Under the current system, players are allowed 40 seconds to hit a shot, starting when it’s their turn to play “without interference or distraction.” After one warning, players are assessed one penalty stroke for each following violation. If a player receives a violation, the entire playing group is then placed “on the clock” and monitored closely by a rules official.

Starting at the RBC Heritage in April, the PGA Tour will start monitoring the slowest players in the field individually in an effort to speed up play.
Starting at the RBC Heritage in April, the PGA Tour will start monitoring the slowest players in the field individually in an effort to speed up play. (Rich Graessle/Icon Sportswire/Getty Images)

The secret observation list, increased fines

The new system is similar to the old, in that players will first receive a warning before receiving a 1-stroke penalty, however, players will have 60 seconds to hit a shot. Should they fail to do so in that time twice, they will land on the observation list.

Each player’s ShotLink data will also be reviewed over a 10-tournament rolling period, per the report, to determine the slowest players in the field for the observation list. Those on the list will then be timed specifically on each shot, even if his playing group is in position with the rest of the field.
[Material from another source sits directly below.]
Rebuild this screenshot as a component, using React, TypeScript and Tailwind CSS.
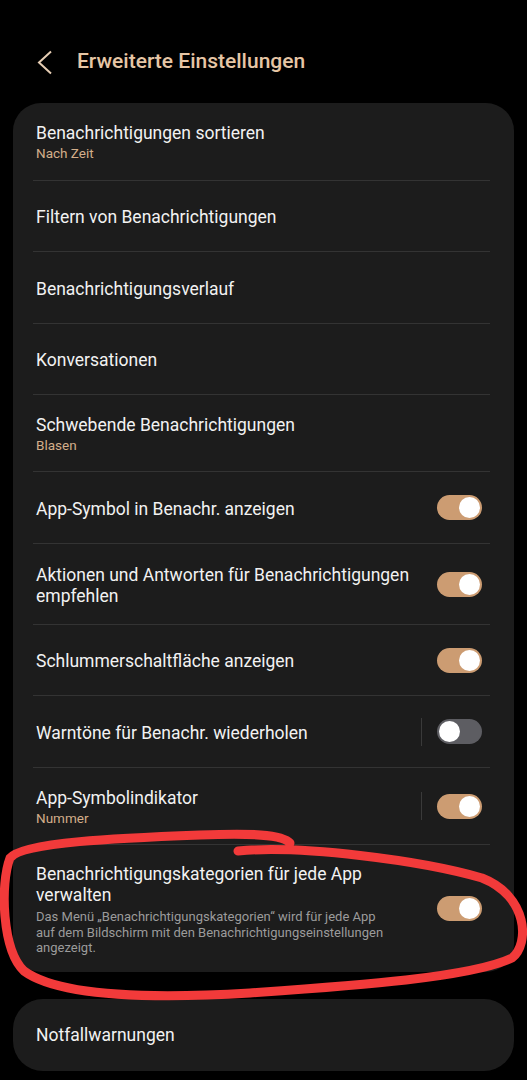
import React from 'react';

type Row = {
  title: React.ReactNode;
  sub?: string;
  desc?: React.ReactNode;
  toggle?: 'on' | 'off';
  divider?: boolean;
  h: string;
};

const rows: Row[] = [
  { title: 'Benachrichtigungen sortieren', sub: 'Nach Zeit', h: 'h-[77px]' },
  { title: 'Filtern von Benachrichtigungen', h: 'h-[70px]' },
  { title: 'Benachrichtigungsverlauf', h: 'h-[71px]' },
  { title: 'Konversationen', h: 'h-[70px]' },
  { title: 'Schwebende Benachrichtigungen', sub: 'Blasen', h: 'h-[76px]' },
  { title: 'App-Symbol in Benachr. anzeigen', toggle: 'on', h: 'h-[71px]' },
  {
    title: (
      <>
        Aktionen und Antworten für Benachrichtigungen
        <br />
        empfehlen
      </>
    ),
    toggle: 'on',
    h: 'h-[80px]',
  },
  { title: 'Schlummerschaltfläche anzeigen', toggle: 'on', h: 'h-[70px]' },
  { title: 'Warntöne für Benachr. wiederholen', toggle: 'off', divider: true, h: 'h-[71px]' },
  { title: 'App-Symbolindikator', sub: 'Nummer', toggle: 'on', divider: true, h: 'h-[76px]' },
];

const Toggle: React.FC<{ on: boolean }> = ({ on }) => (
  <div
    className={`w-[45px] h-[25px] rounded-full flex items-center px-[2px] shrink-0 ${
      on ? 'bg-[#cc9c72] justify-end' : 'bg-[#5d5d62] justify-start'
    }`}
  >
    <div className="w-[21px] h-[21px] rounded-full bg-white" />
  </div>
);

const SettingRow: React.FC<{ row: Row }> = ({ row }) => (
  <div className={`${row.h} flex items-center pl-[23px] pr-[32px]`}>
    <div className="flex-1 min-w-0 pt-[3px]">
      <div className="text-[17.5px] leading-[21px] text-[#f2f2f2] whitespace-nowrap">{row.title}</div>
      {row.sub && <div className="text-[13.5px] leading-[19px] text-[#d3ae8a]">{row.sub}</div>}
      {row.desc && <div className="text-[13px] leading-[15.5px] text-[#9b9b9b] mt-[3px] whitespace-nowrap">{row.desc}</div>}
    </div>
    {row.divider && <div className="w-px h-[28px] bg-[#3a3a3a] mr-[15px]" />}
    {row.toggle && <Toggle on={row.toggle === 'on'} />}
  </div>
);

export default function App() {
  return (
    <div
      className="relative w-[527px] h-[1080px] bg-black overflow-hidden"
      style={{ fontFamily: 'Roboto, "Noto Sans", sans-serif' }}
    >
      <div className="h-[103px] flex items-center pl-[37px] pt-[21px]">
        <svg width="16" height="25" viewBox="0 0 16 25">
          <path d="M14 1.5 L2 12.5 L14 23.5" fill="none" stroke="#e6cdb3" strokeWidth="2" strokeLinejoin="miter" />
        </svg>
        <h1 className="ml-[24px] text-[21px] font-medium text-[#e6c6a5]">Erweiterte Einstellungen</h1>
      </div>

      <div className="mx-[13px] rounded-[28px] bg-[#1c1c1c]">
        {rows.map((row, i) => (
          <div key={i}>
            <SettingRow row={row} />
            <div className="ml-[20px] mr-[24px] h-px bg-[#333333]" />
          </div>
        ))}
        <SettingRow
          row={{
            title: (
              <>
                Benachrichtigungskategorien für jede App
                <br />
                verwalten
              </>
            ),
            desc: (
              <>
                Das Menü „Benachrichtigungskategorien“ wird für jede App
                <br />
                auf dem Bildschirm mit den Benachrichtigungseinstellungen
                <br />
                angezeigt.
              </>
            ),
            toggle: 'on',
            h: 'h-[127px]',
          }}
        />
      </div>

      <div className="mx-[13px] mt-[27px] h-[72px] rounded-[30px] bg-[#1c1c1c] flex items-center pl-[23px]">
        <span className="text-[17.5px] text-[#f2f2f2]">Notfallwarnungen</span>
      </div>

      <svg className="absolute left-0 top-0 pointer-events-none" width="527" height="1080" viewBox="0 0 527 1080">
        <path
          d="M238 851 C300 845 420 860 482 878 C528 896 530 944 512 958 C470 978 350 986 250 993 C150 999 58 996 24 971 C2 950 0 884 10 858 C22 842 120 838 200 835 C250 833 282 834 290 843"
          fill="none"
          stroke="#f23a3a"
          strokeWidth="9"
          strokeLinecap="round"
          strokeLinejoin="round"
        />
      </svg>
    </div>
  );
}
Fines for slow play have been increased too. Should a player receive two bad times in a tournament, not just a single round, they will be hit with a one-stroke penalty. According to the Tour, fines for a second bad time in a season and for 10 cumulative timings in a season will be raised to $50,000.

“We felt we needed to ratchet up the deterrence,” Dennis said, via the Tour. “We’ve significantly upped the ante on stroke penalties. Currently it’s by the round, now it’s going to be over the entire tournament. It’s more likely that a player could find themselves in this situation.”
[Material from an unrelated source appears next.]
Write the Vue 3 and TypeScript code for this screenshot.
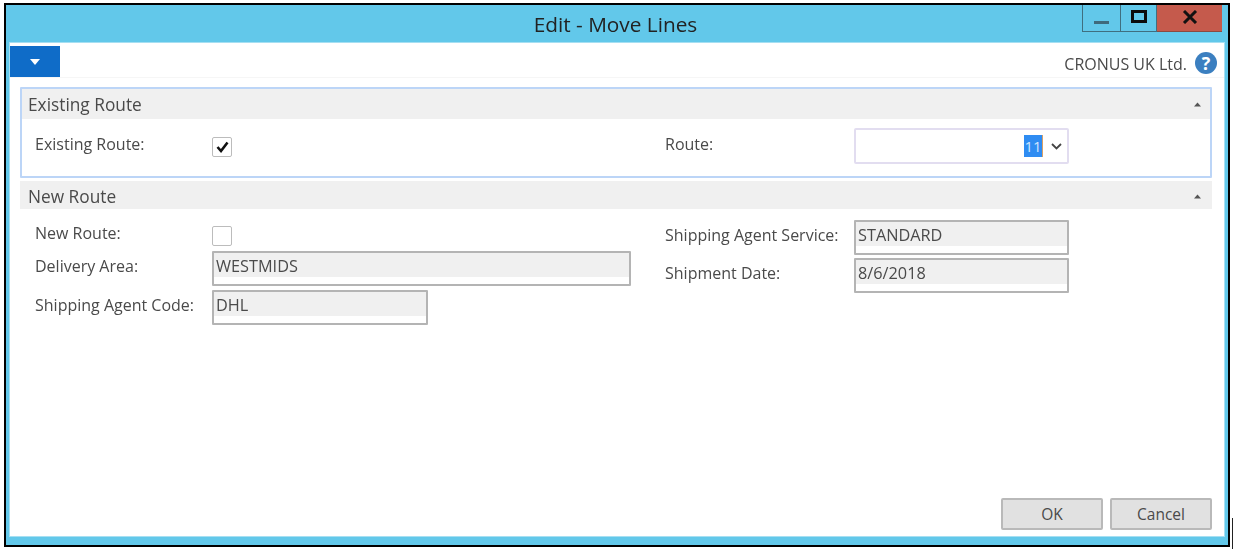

The list will not be made public. The Korn Ferry Tour will adopt the policy at some point this season, too, however that date has not yet been determined.

The number of players who will land on the list, Dennis said, will be “relatively small.”
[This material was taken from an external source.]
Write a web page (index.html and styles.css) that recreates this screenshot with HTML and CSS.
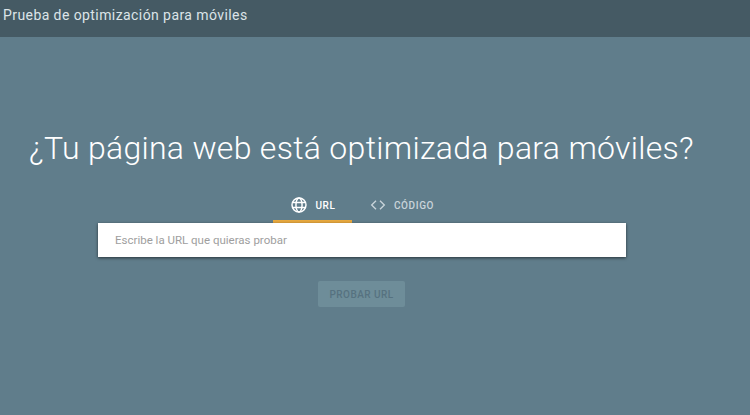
FILE: index.html
```html
<!DOCTYPE html>
<html lang="es">

<head>
    <meta charset="utf-8" />
    <title>Prueba de optimización para móviles</title>
    <link rel="stylesheet" href="styles.css">
</head>

<body>
    <header class="bar">
        <span class="bar-title">Prueba de optimización para móviles</span>
    </header>
    <main class="hero">
        <h1>¿Tu página web está optimizada para móviles?</h1>
        <div class="tabs">
            <div class="tab active">
                <svg class="tab-icon" viewBox="0 0 24 24" width="16" height="16" fill="none" stroke="currentColor" stroke-width="2.2">
                    <circle cx="12" cy="12" r="10.5" />
                    <ellipse cx="12" cy="12" rx="4.6" ry="10.5" />
                    <path d="M2 8.2h20M2 15.8h20" />
                </svg>
                <span>URL</span>
            </div>
            <div class="tab">
                <svg class="tab-icon" viewBox="0 0 24 24" width="16" height="16" fill="none" stroke="currentColor" stroke-width="2">
                    <path d="M9 5.5 2.5 12 9 18.5M15 5.5l6.500 6.500-6.500 6.500" />
                </svg>
                <span>CÓDIGO</span>
            </div>
        </div>
        <div class="search">
            <input type="text" placeholder="Escribe la URL que quieras probar" />
        </div>
        <button type="button" class="run" disabled>PROBAR URL</button>
    </main>
</body>

</html>
```

FILE: styles.css
```css
body {
    margin: 0;
    height: 415px;
    overflow: hidden;
    display: flex;
    flex-direction: column;
    font-family: Roboto, "Liberation Sans", sans-serif;
    background: #607d8b;
    color: #fff;
}

.bar {
    height: 37px;
    flex: none;
    background: #455a64;
    box-sizing: border-box;
    padding: 5px 0 0 3px;
}

.bar-title {
    font-size: 14px;
    line-height: 17px;
    letter-spacing: 0.42px;
    color: #dce4e8;
}

.hero {
    display: flex;
    flex-direction: column;
    align-items: center;
    flex: 1;
    padding-right: 26px;
}

h1 {
    align-self: flex-start;
    margin: 91px 0 0;
    padding-left: 29px;
    font-size: 32px;
    line-height: 40px;
    font-weight: 300;
    letter-spacing: 0.3px;
    white-space: nowrap;
}

.tabs {
    display: flex;
    margin-top: 22px;
    width: 528px;
    padding-left: 175px;
    box-sizing: border-box;
}

.tab {
    display: flex;
    align-items: center;
    justify-content: center;
    gap: 8px;
    height: 33px;
    box-sizing: border-box;
    font-size: 10px;
    font-weight: 500;
    letter-spacing: 0.6px;
    color: #c9d4da;
    width: 79px;
    border-bottom: 3px solid transparent;
}

.tab.active {
    padding-left: 2px;
    color: #fff;
    border-bottom-color: #e8a93f;
}

.tab + .tab {
    margin-left: 5px;
    width: 90px;
}

.search {
    width: 528px;
    height: 34px;
    background: #fff;
    box-shadow: 0 1px 3px rgba(0, 0, 0, 0.6);
}

.search input {
    width: 100%;
    height: 100%;
    box-sizing: border-box;
    border: none;
    outline: none;
    padding: 0 17px;
    font-family: inherit;
    font-size: 11.5px;
    background: transparent;
}

.search input::placeholder {
    color: #9e9e9e;
    opacity: 1;
}

.run {
    margin: 24px 1px 0 0;
    width: 87px;
    height: 26px;
    border: none;
    border-radius: 2px;
    padding: 0;
    background: #6e8d99;
    color: #567280;
    font-family: inherit;
    font-size: 10px;
    font-weight: 500;
    letter-spacing: 0.45px;
}
```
“We talked long and hard about the observation list,” Dennis said, via ESPN. “It’s going to be kept confidential. We will notify each player each week who is on it and make sure they understand what it means to be on it. Our goal with this is to really educate the players.

“In a perfect world, nobody would be on the observation list. We’re going to put a lot of energy into this and really try and work with everyone.”

While it hasn’t been implemented yet, players seem to be in favor of the move.

“I love it,” said 12-time Tour winner Zach Johnson, who is on the Player Advisory Council, via the Tour. “We’re proactive. That’s the first thing. To be perfectly honest with you, the policy that’s in place has not changed and it will not change, but there is kind of like a tangent arm to that that’s going to help facilitate and I think try to make the game a little bit quicker.”